German example 1: Er hat am Telefon eine Überraschung gesagt. 
English translation 1: He mentioned a surprise on the telephone.

German example 2: Er hat am Telefon was von einer Überraschung gesagt. 
English translation 2: He mentioned something of a surprise on the telephone. (I thought that "something of a surprise" would be the same as "something about a surprise", but perhaps that would need to be "etwas/was über einer Überraschung"?)

In lesson 14.3, although the basic German sentence appears as in example 2 above, the English translation appears as in example 1 above, so the meaning or purpose of the additional words  "was von" is unclear to me. Please help me get my head around this one!




Hallo PaulS108,

"Matthias said something about a surprise on the telephone, but he didn't reveal more." - "Matthias hat zwar am Telefon was von einer Überraschung gesagt, aber mehr
hat er dann auch noch nicht verraten."
This translation would be fine, however if you want to include zwar in your translation "Matthias did say something about a surprise..." would work slightly better. 

What I meant in my previous comment was that the suggested translation "It's true that..., but" wouldn't always work for "zwar...aber", because it would translate back into something like "Es ist wahr/es stimmt, dass....aber..." and that wouldn't be as close to the original wording as the other translation. 

In regards to your original question about the meaning of "sagen (et)was von ...":
The literal translation is "to say something about" but "to mention" works too. 
A couple of other examples would be:

"Matthias kommt heute nicht zur Arbeit. Er hat (et)was von einer Erkältung gesagt, aber mehr weiß ich nicht." - "Matthias is not coming to work today.

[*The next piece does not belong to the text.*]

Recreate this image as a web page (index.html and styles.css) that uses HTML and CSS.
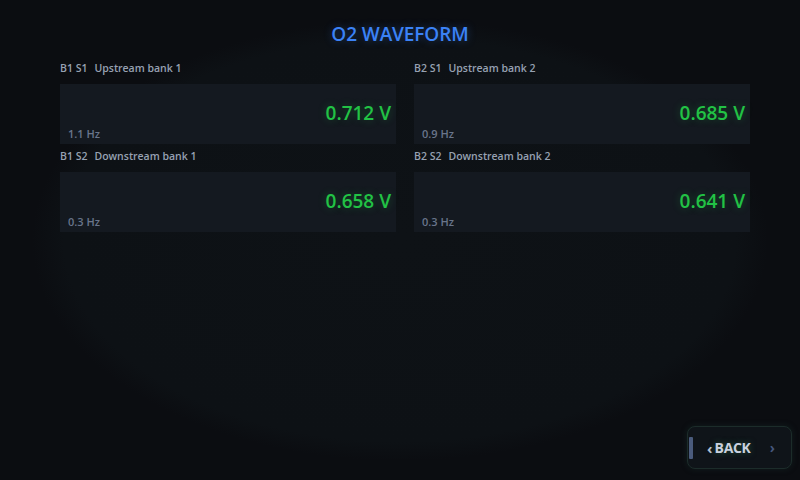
FILE: index.html
```html
<!DOCTYPE html>
<html lang="en">
<head>
<meta charset="utf-8">
<title>O2 Waveform</title>
<link rel="stylesheet" href="styles.css">
</head>
<body>
<div class="screen">
  <h1 class="title">O2 WAVEFORM</h1>
  <div class="grid">
    <div class="cell">
      <div class="label"><span class="id">B1 S1</span><span>Upstream bank 1</span></div>
      <div class="panel">
        <div class="value">0.712 V</div>
        <div class="freq">1.1 Hz</div>
      </div>
    </div>
    <div class="cell">
      <div class="label"><span class="id">B2 S1</span><span>Upstream bank 2</span></div>
      <div class="panel">
        <div class="value">0.685 V</div>
        <div class="freq">0.9 Hz</div>
      </div>
    </div>
    <div class="cell">
      <div class="label"><span class="id">B1 S2</span><span>Downstream bank 1</span></div>
      <div class="panel">
        <div class="value">0.658 V</div>
        <div class="freq">0.3 Hz</div>
      </div>
    </div>
    <div class="cell">
      <div class="label"><span class="id">B2 S2</span><span>Downstream bank 2</span></div>
      <div class="panel">
        <div class="value">0.641 V</div>
        <div class="freq">0.3 Hz</div>
      </div>
    </div>
  </div>
  <button class="back"><span class="bar"></span><span class="lt">‹</span><span class="txt">BACK</span><span class="gt">›</span></button>
</div>
</body>
</html>
```
FILE: styles.css
```css
html, body {
  margin: 0;
  padding: 0;
  width: 800px;
  height: 480px;
  overflow: hidden;
  background: #0b0d11;
  font-family: "Open Sans", "Noto Sans", sans-serif;
}

.screen {
  position: relative;
  width: 800px;
  height: 480px;
  box-sizing: border-box;
  padding: 22px 50px 0 60px;
  background: radial-gradient(ellipse closest-side at 50% 50%, #0e1216 0%, #0d1115 84%, #0b0d11 92%);
}

.title {
  margin: 0 0 14px -10px;
  text-align: center;
  font-size: 19px;
  line-height: 24px;
  font-weight: 600;
  color: #3b82f6;
  letter-spacing: -0.1px;
  text-shadow: 0 0 8px rgba(59, 130, 246, 0.35);
}

.grid {
  display: grid;
  grid-template-columns: 336px 336px;
  column-gap: 18px;
  row-gap: 4px;
}

.label {
  display: flex;
  gap: 7px;
  font-size: 10.5px;
  line-height: 16px;
  font-weight: 600;
  color: #97a1b2;
  margin-bottom: 8px;
}

.panel {
  height: 60px;
  box-sizing: border-box;
  background: #141920;
  display: flex;
  flex-direction: column;
  padding: 0 5px 0 8px;
}

.value {
  margin-top: 17px;
  align-self: flex-end;
  font-size: 19px;
  line-height: 24px;
  font-weight: 600;
  color: #22c245;
  text-shadow: 0 0 8px rgba(34, 194, 69, 0.3);
}

.freq {
  margin-top: 2px;
  font-size: 11px;
  line-height: 14px;
  font-weight: 600;
  color: #69758b;
}

.back {
  position: absolute;
  left: 687px;
  top: 426px;
  width: 105px;
  height: 43px;
  box-sizing: border-box;
  border: 1px solid #1c2c2a;
  border-radius: 8px;
  background: #0f1419;
  box-shadow: 0 0 6px rgba(30, 60, 55, 0.35);
  display: flex;
  align-items: center;
  padding: 0;
  font-family: "Open Sans", "Noto Sans", sans-serif;
  cursor: pointer;
}

.bar {
  width: 4px;
  height: 22px;
  margin-left: 1px;
  background: #4a5b7c;
  border-radius: 1px;
}

.lt {
  margin-left: 14px;
  font-size: 15px;
  font-weight: 700;
  color: #b8c2d2;
  line-height: 20px;
}

.txt {
  margin-left: 2px;
  font-size: 14px;
  font-weight: 700;
  color: #c9d1de;
  line-height: 20px;
  letter-spacing: -0.3px;
  text-shadow: 0 0 6px rgba(40, 120, 80, 0.6);
}

.gt {
  margin-left: 19px;
  font-size: 14px;
  font-weight: 700;
  color: #46577c;
  line-height: 20px;
}
```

He said something about/mentioned a cold but I don't know more."

A: "Weißt du wo Matthias ist?"  B: "Ich glaube er hat (et)was von einem Termin gesagt. Er kommt bestimmt ein bisschen später." - A: "Do you know where Matthias is?" B: I think he said something about /mentioned an appointment. He will probably come a bit later."




Hallo Julia -

I think I have a good understanding of this now. Thank you for your explanation as well as your examples to put everything in context.